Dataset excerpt
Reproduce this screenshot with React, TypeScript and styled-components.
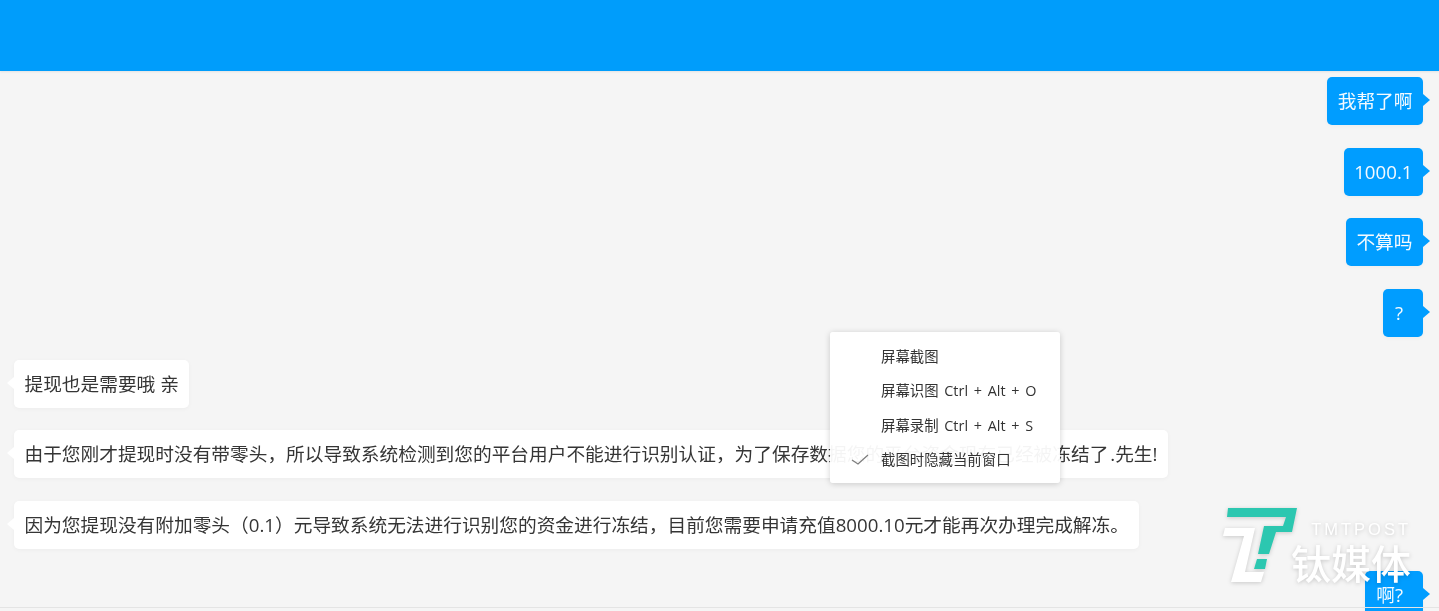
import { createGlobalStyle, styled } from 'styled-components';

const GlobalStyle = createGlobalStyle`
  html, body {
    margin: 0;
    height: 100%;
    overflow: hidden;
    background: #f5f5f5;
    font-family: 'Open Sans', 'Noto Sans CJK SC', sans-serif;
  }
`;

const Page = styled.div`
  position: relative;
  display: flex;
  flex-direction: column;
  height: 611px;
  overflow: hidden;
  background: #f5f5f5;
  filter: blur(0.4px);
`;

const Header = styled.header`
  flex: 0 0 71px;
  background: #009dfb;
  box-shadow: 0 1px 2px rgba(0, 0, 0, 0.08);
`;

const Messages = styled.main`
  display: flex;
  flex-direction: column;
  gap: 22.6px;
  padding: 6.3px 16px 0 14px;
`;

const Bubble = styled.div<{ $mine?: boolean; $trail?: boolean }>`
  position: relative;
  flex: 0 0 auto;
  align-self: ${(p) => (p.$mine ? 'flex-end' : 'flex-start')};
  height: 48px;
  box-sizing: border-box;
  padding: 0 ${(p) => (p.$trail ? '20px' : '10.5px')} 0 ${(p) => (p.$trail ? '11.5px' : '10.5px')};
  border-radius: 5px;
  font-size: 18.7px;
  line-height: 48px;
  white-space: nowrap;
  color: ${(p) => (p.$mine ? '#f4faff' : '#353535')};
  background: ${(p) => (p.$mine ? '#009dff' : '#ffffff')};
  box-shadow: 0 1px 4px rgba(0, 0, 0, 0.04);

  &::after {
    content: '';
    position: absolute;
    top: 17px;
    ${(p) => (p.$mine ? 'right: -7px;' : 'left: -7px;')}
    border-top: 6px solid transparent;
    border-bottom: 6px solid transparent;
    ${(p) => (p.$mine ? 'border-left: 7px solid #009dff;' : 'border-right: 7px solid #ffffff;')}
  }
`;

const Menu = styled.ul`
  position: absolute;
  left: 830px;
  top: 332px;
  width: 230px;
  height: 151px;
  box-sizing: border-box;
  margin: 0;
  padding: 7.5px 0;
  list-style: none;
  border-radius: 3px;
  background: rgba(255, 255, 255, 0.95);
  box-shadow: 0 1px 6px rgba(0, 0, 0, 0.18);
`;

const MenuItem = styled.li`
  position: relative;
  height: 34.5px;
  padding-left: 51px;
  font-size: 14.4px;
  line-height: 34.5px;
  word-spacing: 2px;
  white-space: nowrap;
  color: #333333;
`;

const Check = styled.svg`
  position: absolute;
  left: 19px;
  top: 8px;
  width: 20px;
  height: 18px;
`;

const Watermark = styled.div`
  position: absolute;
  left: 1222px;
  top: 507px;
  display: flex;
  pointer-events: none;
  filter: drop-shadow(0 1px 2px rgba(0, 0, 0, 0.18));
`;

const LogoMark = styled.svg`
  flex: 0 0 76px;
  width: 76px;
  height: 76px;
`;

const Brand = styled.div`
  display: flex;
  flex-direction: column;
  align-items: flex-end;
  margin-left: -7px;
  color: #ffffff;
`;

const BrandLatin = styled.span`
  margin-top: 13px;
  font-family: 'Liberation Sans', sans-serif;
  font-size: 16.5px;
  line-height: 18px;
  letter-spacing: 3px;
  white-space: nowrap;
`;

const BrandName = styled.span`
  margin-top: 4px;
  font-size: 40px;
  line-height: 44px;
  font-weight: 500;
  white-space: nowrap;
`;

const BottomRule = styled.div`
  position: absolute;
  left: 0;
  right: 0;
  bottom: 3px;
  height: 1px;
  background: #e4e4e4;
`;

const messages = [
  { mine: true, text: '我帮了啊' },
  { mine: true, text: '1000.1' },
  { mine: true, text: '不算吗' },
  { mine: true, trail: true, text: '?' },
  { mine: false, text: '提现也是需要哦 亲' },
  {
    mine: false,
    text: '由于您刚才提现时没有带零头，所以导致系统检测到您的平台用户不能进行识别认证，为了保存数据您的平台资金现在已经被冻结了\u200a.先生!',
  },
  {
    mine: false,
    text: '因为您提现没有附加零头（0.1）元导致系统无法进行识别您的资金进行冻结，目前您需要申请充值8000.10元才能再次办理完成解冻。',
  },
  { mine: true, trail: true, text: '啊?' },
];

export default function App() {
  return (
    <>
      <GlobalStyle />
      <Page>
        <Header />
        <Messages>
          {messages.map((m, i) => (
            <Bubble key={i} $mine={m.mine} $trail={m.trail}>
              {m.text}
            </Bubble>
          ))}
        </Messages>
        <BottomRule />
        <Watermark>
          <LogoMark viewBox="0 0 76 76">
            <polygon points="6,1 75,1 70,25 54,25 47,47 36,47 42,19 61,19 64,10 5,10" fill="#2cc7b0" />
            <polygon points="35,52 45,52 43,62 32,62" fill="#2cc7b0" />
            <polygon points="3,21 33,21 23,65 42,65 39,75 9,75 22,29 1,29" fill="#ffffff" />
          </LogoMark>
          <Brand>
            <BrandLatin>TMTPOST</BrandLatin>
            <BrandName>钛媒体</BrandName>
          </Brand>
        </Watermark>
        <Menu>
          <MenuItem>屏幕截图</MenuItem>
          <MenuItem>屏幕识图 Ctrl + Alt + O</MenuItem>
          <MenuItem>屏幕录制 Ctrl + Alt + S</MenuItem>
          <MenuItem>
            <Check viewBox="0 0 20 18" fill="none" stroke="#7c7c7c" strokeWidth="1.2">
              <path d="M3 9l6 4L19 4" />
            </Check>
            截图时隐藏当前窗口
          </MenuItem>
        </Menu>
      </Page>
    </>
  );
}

---

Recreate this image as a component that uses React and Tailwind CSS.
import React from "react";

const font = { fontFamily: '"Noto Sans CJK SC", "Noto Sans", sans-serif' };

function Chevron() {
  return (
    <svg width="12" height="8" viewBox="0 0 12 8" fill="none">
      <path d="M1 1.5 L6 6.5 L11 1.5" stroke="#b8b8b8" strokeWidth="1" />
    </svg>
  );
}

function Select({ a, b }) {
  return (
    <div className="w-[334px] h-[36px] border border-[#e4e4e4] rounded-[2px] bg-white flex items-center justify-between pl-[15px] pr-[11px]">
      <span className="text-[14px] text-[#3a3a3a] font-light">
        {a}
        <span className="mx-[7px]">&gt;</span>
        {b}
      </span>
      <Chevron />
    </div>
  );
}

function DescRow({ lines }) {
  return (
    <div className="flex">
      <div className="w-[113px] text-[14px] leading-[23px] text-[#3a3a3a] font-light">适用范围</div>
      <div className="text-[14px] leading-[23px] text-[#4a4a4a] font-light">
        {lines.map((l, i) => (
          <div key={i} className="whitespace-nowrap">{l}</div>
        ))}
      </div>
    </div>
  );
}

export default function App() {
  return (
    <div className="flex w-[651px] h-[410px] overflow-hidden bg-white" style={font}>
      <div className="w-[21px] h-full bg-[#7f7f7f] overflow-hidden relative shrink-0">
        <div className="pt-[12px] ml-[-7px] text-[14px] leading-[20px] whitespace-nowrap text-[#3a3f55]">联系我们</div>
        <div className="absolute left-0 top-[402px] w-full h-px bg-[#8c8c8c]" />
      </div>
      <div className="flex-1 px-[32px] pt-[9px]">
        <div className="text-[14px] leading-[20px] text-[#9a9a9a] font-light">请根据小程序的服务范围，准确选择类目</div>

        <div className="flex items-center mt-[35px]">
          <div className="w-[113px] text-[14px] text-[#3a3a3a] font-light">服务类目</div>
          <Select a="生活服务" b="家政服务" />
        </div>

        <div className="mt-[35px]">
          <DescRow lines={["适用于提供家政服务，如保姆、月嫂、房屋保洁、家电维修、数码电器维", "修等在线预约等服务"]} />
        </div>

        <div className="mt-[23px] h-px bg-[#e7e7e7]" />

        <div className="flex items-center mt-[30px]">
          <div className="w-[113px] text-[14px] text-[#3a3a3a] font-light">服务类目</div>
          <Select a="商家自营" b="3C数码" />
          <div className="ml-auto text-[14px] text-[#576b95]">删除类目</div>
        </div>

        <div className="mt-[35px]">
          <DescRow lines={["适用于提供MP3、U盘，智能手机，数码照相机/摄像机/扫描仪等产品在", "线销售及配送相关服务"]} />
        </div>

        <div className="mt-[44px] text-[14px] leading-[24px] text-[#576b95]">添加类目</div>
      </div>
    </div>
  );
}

==

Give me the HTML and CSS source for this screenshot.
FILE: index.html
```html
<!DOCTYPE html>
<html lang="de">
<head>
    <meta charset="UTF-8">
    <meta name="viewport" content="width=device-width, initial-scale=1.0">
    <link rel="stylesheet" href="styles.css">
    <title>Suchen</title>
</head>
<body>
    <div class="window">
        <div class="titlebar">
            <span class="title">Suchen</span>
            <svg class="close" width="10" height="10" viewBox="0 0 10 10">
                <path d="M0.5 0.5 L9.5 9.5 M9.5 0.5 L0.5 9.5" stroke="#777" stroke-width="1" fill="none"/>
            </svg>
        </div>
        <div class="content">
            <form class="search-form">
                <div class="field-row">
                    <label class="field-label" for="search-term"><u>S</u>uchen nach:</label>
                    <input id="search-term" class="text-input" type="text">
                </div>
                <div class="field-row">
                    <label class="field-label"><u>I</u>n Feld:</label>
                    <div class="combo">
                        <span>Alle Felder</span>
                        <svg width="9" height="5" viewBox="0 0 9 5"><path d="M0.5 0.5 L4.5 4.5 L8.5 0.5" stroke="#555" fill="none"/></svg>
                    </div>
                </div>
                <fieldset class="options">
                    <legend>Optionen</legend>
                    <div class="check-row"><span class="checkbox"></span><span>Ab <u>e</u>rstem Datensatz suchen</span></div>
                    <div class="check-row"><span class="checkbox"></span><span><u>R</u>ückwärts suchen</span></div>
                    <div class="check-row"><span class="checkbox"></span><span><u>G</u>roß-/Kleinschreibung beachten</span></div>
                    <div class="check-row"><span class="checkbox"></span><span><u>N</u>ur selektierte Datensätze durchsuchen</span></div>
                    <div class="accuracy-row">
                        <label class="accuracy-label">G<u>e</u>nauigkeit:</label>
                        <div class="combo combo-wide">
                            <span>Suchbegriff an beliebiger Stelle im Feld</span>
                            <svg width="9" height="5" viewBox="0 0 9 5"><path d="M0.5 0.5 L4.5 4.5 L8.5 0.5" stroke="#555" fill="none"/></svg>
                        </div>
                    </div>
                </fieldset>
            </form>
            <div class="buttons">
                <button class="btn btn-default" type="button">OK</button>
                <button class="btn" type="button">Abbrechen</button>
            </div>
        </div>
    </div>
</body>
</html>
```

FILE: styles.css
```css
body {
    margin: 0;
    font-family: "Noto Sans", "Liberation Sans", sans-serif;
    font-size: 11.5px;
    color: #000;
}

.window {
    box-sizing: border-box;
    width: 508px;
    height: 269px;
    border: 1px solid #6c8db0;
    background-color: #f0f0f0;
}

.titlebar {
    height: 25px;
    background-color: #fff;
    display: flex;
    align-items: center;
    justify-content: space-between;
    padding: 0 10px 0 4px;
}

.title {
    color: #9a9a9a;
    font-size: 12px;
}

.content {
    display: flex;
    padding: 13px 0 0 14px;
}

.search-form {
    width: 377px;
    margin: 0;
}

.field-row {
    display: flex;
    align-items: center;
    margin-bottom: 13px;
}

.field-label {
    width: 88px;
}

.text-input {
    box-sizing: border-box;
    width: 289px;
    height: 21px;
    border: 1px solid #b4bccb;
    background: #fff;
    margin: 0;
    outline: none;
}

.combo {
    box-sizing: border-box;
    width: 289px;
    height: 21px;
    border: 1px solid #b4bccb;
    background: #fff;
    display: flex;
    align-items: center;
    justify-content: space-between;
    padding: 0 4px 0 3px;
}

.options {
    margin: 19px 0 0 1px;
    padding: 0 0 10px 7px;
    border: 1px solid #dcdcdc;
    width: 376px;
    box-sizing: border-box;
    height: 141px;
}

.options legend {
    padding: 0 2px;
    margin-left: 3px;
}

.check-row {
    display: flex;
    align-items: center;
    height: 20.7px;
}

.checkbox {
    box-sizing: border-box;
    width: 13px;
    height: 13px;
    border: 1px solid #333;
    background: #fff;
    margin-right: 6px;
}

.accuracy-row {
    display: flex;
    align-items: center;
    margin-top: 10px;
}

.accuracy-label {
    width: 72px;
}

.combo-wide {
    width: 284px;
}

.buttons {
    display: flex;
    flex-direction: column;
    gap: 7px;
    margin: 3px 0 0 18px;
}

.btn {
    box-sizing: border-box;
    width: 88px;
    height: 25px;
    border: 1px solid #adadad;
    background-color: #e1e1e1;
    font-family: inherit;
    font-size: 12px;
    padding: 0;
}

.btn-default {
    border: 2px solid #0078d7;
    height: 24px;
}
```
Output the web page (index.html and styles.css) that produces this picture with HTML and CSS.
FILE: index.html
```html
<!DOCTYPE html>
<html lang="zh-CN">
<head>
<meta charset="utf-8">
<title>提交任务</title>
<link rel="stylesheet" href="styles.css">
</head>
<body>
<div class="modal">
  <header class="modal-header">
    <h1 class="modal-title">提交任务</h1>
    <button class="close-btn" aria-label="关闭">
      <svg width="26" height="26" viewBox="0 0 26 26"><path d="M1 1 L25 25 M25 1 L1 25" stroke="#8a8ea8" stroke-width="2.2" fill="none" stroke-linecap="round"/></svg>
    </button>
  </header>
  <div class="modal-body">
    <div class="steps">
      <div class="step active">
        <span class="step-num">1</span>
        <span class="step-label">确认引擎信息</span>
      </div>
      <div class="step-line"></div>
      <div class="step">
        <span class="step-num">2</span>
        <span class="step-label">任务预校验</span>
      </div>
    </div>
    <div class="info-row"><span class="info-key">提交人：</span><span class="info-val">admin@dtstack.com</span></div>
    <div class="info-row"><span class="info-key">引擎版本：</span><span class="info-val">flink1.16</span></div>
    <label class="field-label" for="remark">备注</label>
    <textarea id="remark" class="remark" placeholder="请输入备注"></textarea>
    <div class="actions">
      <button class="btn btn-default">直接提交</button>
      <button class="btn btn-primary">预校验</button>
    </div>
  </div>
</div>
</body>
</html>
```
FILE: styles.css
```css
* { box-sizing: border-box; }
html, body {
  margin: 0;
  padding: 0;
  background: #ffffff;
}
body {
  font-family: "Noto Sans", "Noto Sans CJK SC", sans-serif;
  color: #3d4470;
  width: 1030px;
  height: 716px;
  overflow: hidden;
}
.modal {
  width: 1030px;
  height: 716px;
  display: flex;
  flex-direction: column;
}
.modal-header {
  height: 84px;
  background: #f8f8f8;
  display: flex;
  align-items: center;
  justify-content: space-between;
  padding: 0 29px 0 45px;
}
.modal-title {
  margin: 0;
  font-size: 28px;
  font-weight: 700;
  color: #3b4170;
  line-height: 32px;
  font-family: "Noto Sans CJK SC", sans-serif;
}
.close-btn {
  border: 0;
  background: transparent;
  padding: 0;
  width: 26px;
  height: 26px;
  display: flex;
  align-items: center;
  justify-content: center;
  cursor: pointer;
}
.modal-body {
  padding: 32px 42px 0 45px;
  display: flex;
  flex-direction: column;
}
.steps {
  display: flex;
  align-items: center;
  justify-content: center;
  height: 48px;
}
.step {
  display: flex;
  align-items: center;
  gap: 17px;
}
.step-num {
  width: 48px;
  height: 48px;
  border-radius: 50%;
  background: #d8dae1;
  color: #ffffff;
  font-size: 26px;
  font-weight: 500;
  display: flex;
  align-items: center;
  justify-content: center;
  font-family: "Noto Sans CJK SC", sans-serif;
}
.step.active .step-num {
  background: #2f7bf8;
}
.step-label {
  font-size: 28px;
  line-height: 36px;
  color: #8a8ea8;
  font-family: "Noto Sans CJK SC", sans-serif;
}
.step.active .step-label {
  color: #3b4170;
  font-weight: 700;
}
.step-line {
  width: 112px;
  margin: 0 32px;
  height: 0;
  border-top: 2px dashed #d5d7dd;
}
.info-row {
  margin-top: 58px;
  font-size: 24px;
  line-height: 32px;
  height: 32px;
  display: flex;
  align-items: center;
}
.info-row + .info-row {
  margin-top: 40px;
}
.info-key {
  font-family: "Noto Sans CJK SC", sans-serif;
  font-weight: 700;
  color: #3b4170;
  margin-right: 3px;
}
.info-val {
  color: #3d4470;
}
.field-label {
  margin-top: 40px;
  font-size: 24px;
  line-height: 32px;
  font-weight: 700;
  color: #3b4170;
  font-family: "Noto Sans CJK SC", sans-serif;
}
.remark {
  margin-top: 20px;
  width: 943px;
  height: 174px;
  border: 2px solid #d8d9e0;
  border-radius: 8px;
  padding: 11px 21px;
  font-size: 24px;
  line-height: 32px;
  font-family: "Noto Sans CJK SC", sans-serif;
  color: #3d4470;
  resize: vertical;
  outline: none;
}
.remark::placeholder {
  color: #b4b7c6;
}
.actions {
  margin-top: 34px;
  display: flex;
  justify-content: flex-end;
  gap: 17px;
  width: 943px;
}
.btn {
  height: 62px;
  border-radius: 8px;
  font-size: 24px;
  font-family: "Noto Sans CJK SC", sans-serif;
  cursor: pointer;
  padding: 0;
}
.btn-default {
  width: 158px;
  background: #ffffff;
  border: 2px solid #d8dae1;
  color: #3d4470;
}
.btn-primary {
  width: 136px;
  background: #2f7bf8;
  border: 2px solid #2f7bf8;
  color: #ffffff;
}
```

**TASK STATEMENT:**
From the listing above, pick out every line containing "styles".

**ANSWER TO THE PROBLEM:**
    <link rel="stylesheet" href="styles.css">
FILE: styles.css
Output the web page (index.html and styles.css) that produces this picture with HTML and CSS.
<link rel="stylesheet" href="styles.css">
FILE: styles.css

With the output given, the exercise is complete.